=== WHAT IS EXPECTED ===
All of the lines below are to be transcribed faithfully, with pictures excluded from the copy.

━━━━━ COLLECTED MATERIAL

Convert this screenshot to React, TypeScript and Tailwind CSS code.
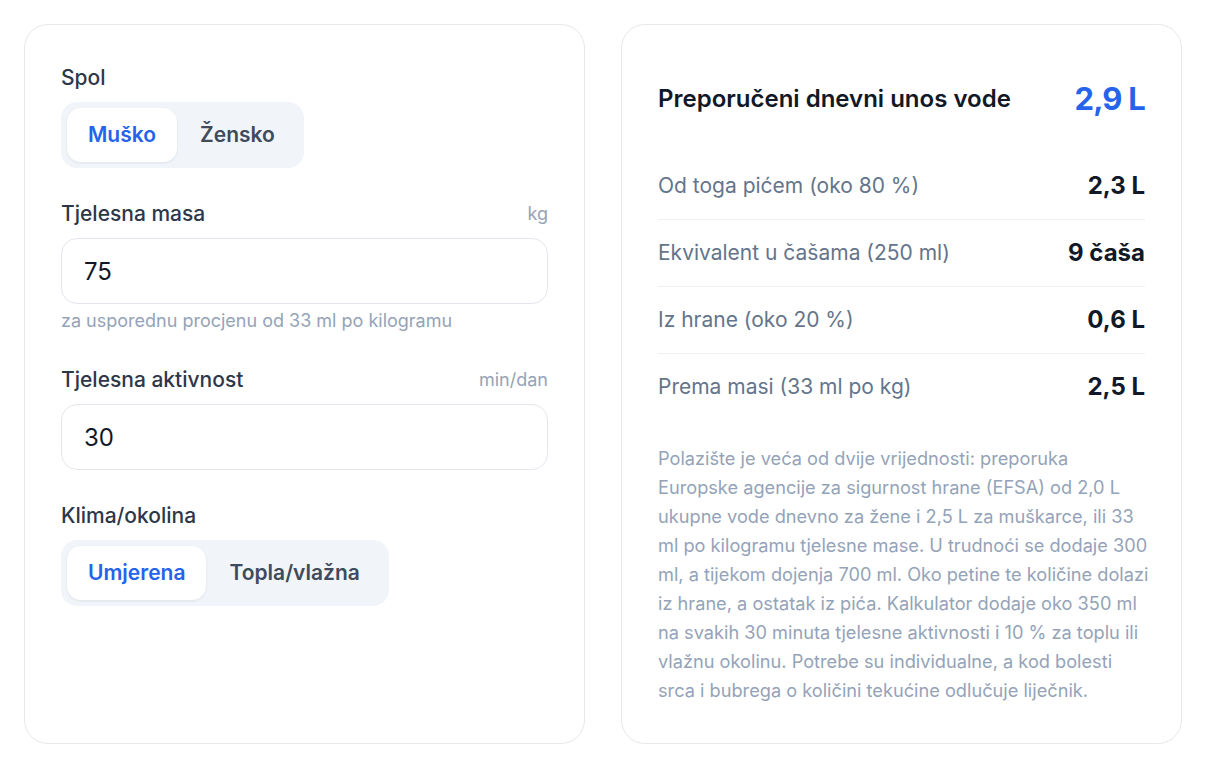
import { Fragment, useState } from "react";

type Option = { value: string; label: string };

const sexOptions: Option[] = [
  { value: "m", label: "Muško" },
  { value: "f", label: "Žensko" },
];

const climateOptions: Option[] = [
  { value: "moderate", label: "Umjerena" },
  { value: "hot", label: "Topla/vlažna" },
];

const Segmented = ({
  options,
  value,
  onChange,
}: {
  options: Option[];
  value: string;
  onChange: (v: string) => void;
}) => (
  <div className="inline-flex w-fit rounded-2xl bg-[#f1f4f8] p-1.5">
    {options.map((opt) => {
      const active = opt.value === value;
      return (
        <button
          key={opt.value}
          type="button"
          onClick={() => onChange(opt.value)}
          className={
            active
              ? "h-[54px] rounded-[14px] bg-white px-[21px] text-[21px] font-semibold text-[#2563eb] shadow-[0_1px_3px_rgba(15,23,42,0.08)]"
              : "h-[54px] rounded-[14px] px-[23px] text-[21px] font-semibold text-[#3f4a5c]"
          }
        >
          {opt.label}
        </button>
      );
    })}
  </div>
);

const FieldLabel = ({ label, unit }: { label: string; unit?: string }) => (
  <div className="mb-2 flex h-8 items-center justify-between">
    <span className="text-[21px] font-medium leading-8 text-[#2d3748]">{label}</span>
    {unit && <span className="text-lg text-[#94a3b8]">{unit}</span>}
  </div>
);

const NumberInput = ({ value, onChange }: { value: string; onChange: (v: string) => void }) => (
  <input
    value={value}
    onChange={(e) => onChange(e.target.value)}
    inputMode="numeric"
    className="h-[66px] w-full rounded-2xl border border-[#e3e7ed] bg-white px-[22px] text-[24px] text-[#111827] outline-none"
  />
);

const rows = [
  { label: "Od toga pićem (oko 80 %)", value: "2,3 L" },
  { label: "Ekvivalent u čašama (250 ml)", value: "9 čaša" },
  { label: "Iz hrane (oko 20 %)", value: "0,6 L" },
  { label: "Prema masi (33 ml po kg)", value: "2,5 L" },
];

// explanatory note, broken into its printed lines
const noteLines = [
  "Polazište je veća od dvije vrijednosti: preporuka",
  "Europske agencije za sigurnost hrane (EFSA) od 2,0 L",
  "ukupne vode dnevno za žene i 2,5 L za muškarce, ili 33",
  "ml po kilogramu tjelesne mase. U trudnoći se dodaje 300",
  "ml, a tijekom dojenja 700 ml. Oko petine te količine dolazi",
  "iz hrane, a ostatak iz pića. Kalkulator dodaje oko 350 ml",
  "na svakih 30 minuta tjelesne aktivnosti i 10 % za toplu ili",
  "vlažnu okolinu. Potrebe su individualne, a kod bolesti",
  "srca i bubrega o količini tekućine odlučuje liječnik.",
];

export default function App() {
  const [sex, setSex] = useState("m");
  const [mass, setMass] = useState("75");
  const [activity, setActivity] = useState("30");
  const [climate, setClimate] = useState("moderate");

  return (
    <div
      className="grid min-h-screen grid-cols-2 items-stretch gap-9 bg-white px-6 py-6"
      style={{ fontFamily: "Inter, 'Noto Sans', sans-serif" }}
    >
      <section className="flex flex-col gap-[30px] rounded-3xl border border-[#e6e8ec] px-9 pt-[37px] pb-9">
        <div className="flex flex-col">
          <FieldLabel label="Spol" />
          <Segmented options={sexOptions} value={sex} onChange={setSex} />
        </div>

        <div className="flex flex-col">
          <FieldLabel label="Tjelesna masa" unit="kg" />
          <NumberInput value={mass} onChange={setMass} />
          <p className="mt-1 text-lg leading-[26px] text-[#94a3b8]">
            za usporednu procjenu od 33 ml po kilogramu
          </p>
        </div>

        <div className="flex flex-col">
          <FieldLabel label="Tjelesna aktivnost" unit="min/dan" />
          <NumberInput value={activity} onChange={setActivity} />
        </div>

        <div className="flex flex-col">
          <FieldLabel label="Klima/okolina" />
          <Segmented options={climateOptions} value={climate} onChange={setClimate} />
        </div>
      </section>

      <section className="flex flex-col rounded-3xl border border-[#e6e8ec] p-9">
        <div className="flex items-center justify-between py-5">
          <h2 className="text-2xl font-semibold leading-9 text-[#111827]">
            Preporučeni dnevni unos vode
          </h2>
          <span className="text-[31px] font-bold leading-9 tracking-tight text-[#2563eb]">2,9 L</span>
        </div>

        <div className="mt-4 flex flex-col">
          {rows.map((row, i) => (
            <div
              key={row.label}
              className={
                i < rows.length - 1
                  ? "flex items-center justify-between border-b border-[#eef0f3] py-[19px]"
                  : "flex items-center justify-between py-[19px]"
              }
            >
              <span className="text-[21px] leading-7 text-[#64748b]">{row.label}</span>
              <span className="text-2xl font-bold leading-7 text-[#111827]">{row.value}</span>
            </div>
          ))}
        </div>

        <p className="mt-6 whitespace-nowrap text-[18.2px] leading-[29px] text-[#94a3b8]">
          {noteLines.map((line, i) => (
            <Fragment key={i}>
              {line}
              {i < noteLines.length - 1 && <br />}
            </Fragment>
          ))}
        </p>
      </section>
    </div>
  );
}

━━━━━━━━━━

=== REPLY TO THE EXERCISE ===
Convert this screenshot to React, TypeScript and Tailwind CSS code.
import { Fragment, useState } from "react";

type Option = { value: string; label: string };

const sexOptions: Option[] = [
  { value: "m", label: "Muško" },
  { value: "f", label: "Žensko" },
];

const climateOptions: Option[] = [
  { value: "moderate", label: "Umjerena" },
  { value: "hot", label: "Topla/vlažna" },
];

const Segmented = ({
  options,
  value,
  onChange,
}: {
  options: Option[];
  value: string;
  onChange: (v: string) => void;
}) => (
  <div className="inline-flex w-fit rounded-2xl bg-[#f1f4f8] p-1.5">
    {options.map((opt) => {
      const active = opt.value === value;
      return (
        <button
          key={opt.value}
          type="button"
          onClick={() => onChange(opt.value)}
          className={
            active
              ? "h-[54px] rounded-[14px] bg-white px-[21px] text-[21px] font-semibold text-[#2563eb] shadow-[0_1px_3px_rgba(15,23,42,0.08)]"
              : "h-[54px] rounded-[14px] px-[23px] text-[21px] font-semibold text-[#3f4a5c]"
          }
        >
          {opt.label}
        </button>
      );
    })}
  </div>
);

const FieldLabel = ({ label, unit }: { label: string; unit?: string }) => (
  <div className="mb-2 flex h-8 items-center justify-between">
    <span className="text-[21px] font-medium leading-8 text-[#2d3748]">{label}</span>
    {unit && <span className="text-lg text-[#94a3b8]">{unit}</span>}
  </div>
);

const NumberInput = ({ value, onChange }: { value: string; onChange: (v: string) => void }) => (
  <input
    value={value}
    onChange={(e) => onChange(e.target.value)}
    inputMode="numeric"
    className="h-[66px] w-full rounded-2xl border border-[#e3e7ed] bg-white px-[22px] text-[24px] text-[#111827] outline-none"
  />
);

const rows = [
  { label: "Od toga pićem (oko 80 %)", value: "2,3 L" },
  { label: "Ekvivalent u čašama (250 ml)", value: "9 čaša" },
  { label: "Iz hrane (oko 20 %)", value: "0,6 L" },
  { label: "Prema masi (33 ml po kg)", value: "2,5 L" },
];

// explanatory note, broken into its printed lines
const noteLines = [
  "Polazište je veća od dvije vrijednosti: preporuka",
  "Europske agencije za sigurnost hrane (EFSA) od 2,0 L",
  "ukupne vode dnevno za žene i 2,5 L za muškarce, ili 33",
  "ml po kilogramu tjelesne mase. U trudnoći se dodaje 300",
  "ml, a tijekom dojenja 700 ml. Oko petine te količine dolazi",
  "iz hrane, a ostatak iz pića. Kalkulator dodaje oko 350 ml",
  "na svakih 30 minuta tjelesne aktivnosti i 10 % za toplu ili",
  "vlažnu okolinu. Potrebe su individualne, a kod bolesti",
  "srca i bubrega o količini tekućine odlučuje liječnik.",
];

export default function App() {
  const [sex, setSex] = useState("m");
  const [mass, setMass] = useState("75");
  const [activity, setActivity] = useState("30");
  const [climate, setClimate] = useState("moderate");

  return (
    <div
      className="grid min-h-screen grid-cols-2 items-stretch gap-9 bg-white px-6 py-6"
      style={{ fontFamily: "Inter, 'Noto Sans', sans-serif" }}
    >
      <section className="flex flex-col gap-[30px] rounded-3xl border border-[#e6e8ec] px-9 pt-[37px] pb-9">
        <div className="flex flex-col">
          <FieldLabel label="Spol" />
          <Segmented options={sexOptions} value={sex} onChange={setSex} />
        </div>

        <div className="flex flex-col">
          <FieldLabel label="Tjelesna masa" unit="kg" />
          <NumberInput value={mass} onChange={setMass} />
          <p className="mt-1 text-lg leading-[26px] text-[#94a3b8]">
            za usporednu procjenu od 33 ml po kilogramu
          </p>
        </div>

        <div className="flex flex-col">
          <FieldLabel label="Tjelesna aktivnost" unit="min/dan" />
          <NumberInput value={activity} onChange={setActivity} />
        </div>

        <div className="flex flex-col">
          <FieldLabel label="Klima/okolina" />
          <Segmented options={climateOptions} value={climate} onChange={setClimate} />
        </div>
      </section>

      <section className="flex flex-col rounded-3xl border border-[#e6e8ec] p-9">
        <div className="flex items-center justify-between py-5">
          <h2 className="text-2xl font-semibold leading-9 text-[#111827]">
            Preporučeni dnevni unos vode
          </h2>
          <span className="text-[31px] font-bold leading-9 tracking-tight text-[#2563eb]">2,9 L</span>
        </div>

        <div className="mt-4 flex flex-col">
          {rows.map((row, i) => (
            <div
              key={row.label}
              className={
                i < rows.length - 1
                  ? "flex items-center justify-between border-b border-[#eef0f3] py-[19px]"
                  : "flex items-center justify-between py-[19px]"
              }
            >
              <span className="text-[21px] leading-7 text-[#64748b]">{row.label}</span>
              <span className="text-2xl font-bold leading-7 text-[#111827]">{row.value}</span>
            </div>
          ))}
        </div>

        <p className="mt-6 whitespace-nowrap text-[18.2px] leading-[29px] text-[#94a3b8]">
          {noteLines.map((line, i) => (
            <Fragment key={i}>
              {line}
              {i < noteLines.length - 1 && <br />}
            </Fragment>
          ))}
        </p>
      </section>
    </div>
  );
}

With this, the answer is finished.